The first step towards our goal is to track plumes in satellite retrievals. The task is daunting: plumes deform, split, and merge, and are at times obscured by clouds or simply out of satellites' sight. In addition, the standard practice of defining plumes as regions with pollutant concentrations greater than a preset threshold is rendered ineffective by the very dilution we aim to quantify: the threshold should change over time to reflect plume dilution, but at what rate?
To address these issues, we propose a new plume definition that incorporates both pollutant ('chemical') data and meteorological ('dynamical') data. Our approach views a plume as a collection of pollutant-enriched air masses, where each air mass is a region bounded by dynamical barriers. Because dilution is slow across such barriers, the envelope of the 'chemical-dynamical' plumes thus defined provides a spatial constraint on dilution processes. By tracking ‘chemical-dynamical’ plumes over time using Lagrangian tools, we aim to more accurately define the volume relevant to quantifying the dilution of the pollutant mass.

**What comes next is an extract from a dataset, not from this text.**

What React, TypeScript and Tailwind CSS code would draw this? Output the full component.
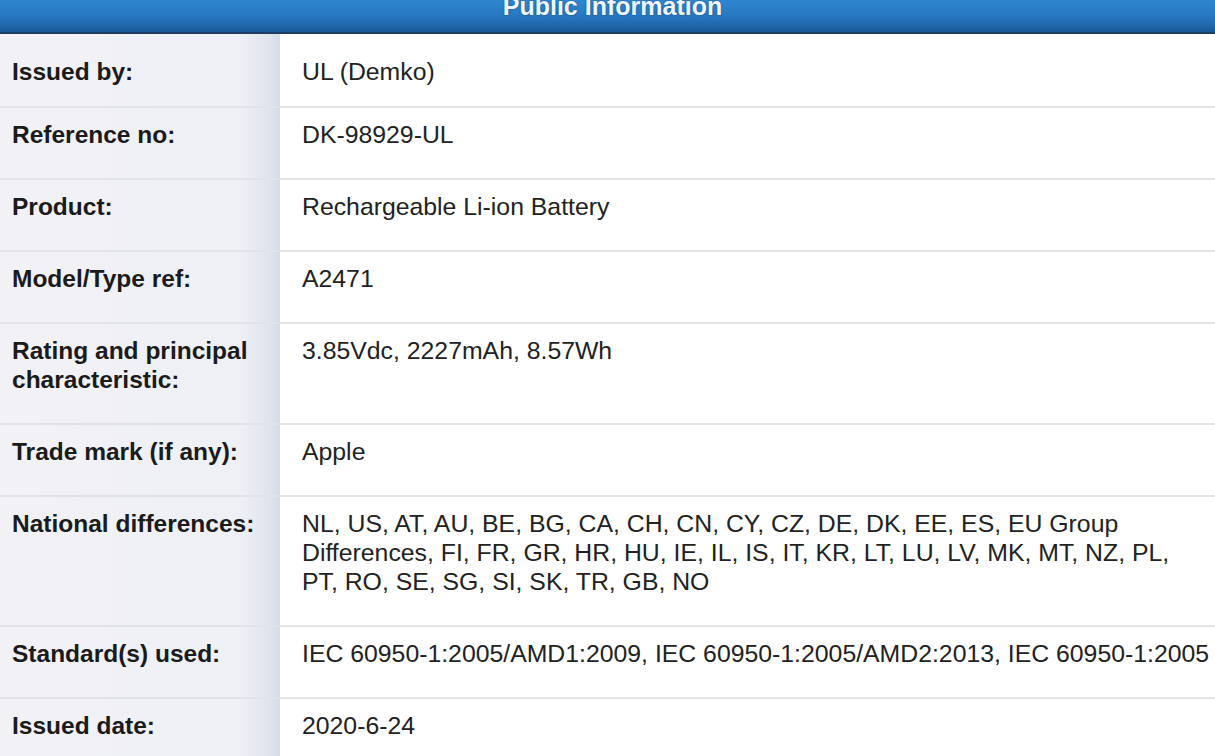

We present a proof of concept for our approach using simulated carbon monoxide and meteorological fields archived from the GEOS Chemical Forecast system. We show that our plume-tracking method a) reduces sensitivity to the choice of pollutant concentration threshold to define plumes, and b) can overcome the coverage limitations of pollutant data retrieved by satellite instruments. Overall, our new method represents a promising step towards quantifying tracer dilution using observations as a primary source of information.
How to cite: Rivoire, L., Eastham, S., Fiore, A., Curbelo, J., Palmo, J., and Finkel, J.: A new method to quantify tracer dispersion in the upper troposphere, EGU General Assembly 2025, Vienna, Austria, 27 Apr–2 May 2025, EGU25-14762, https://doi.org/10.5194/egusphere-egu25-14762, 2025.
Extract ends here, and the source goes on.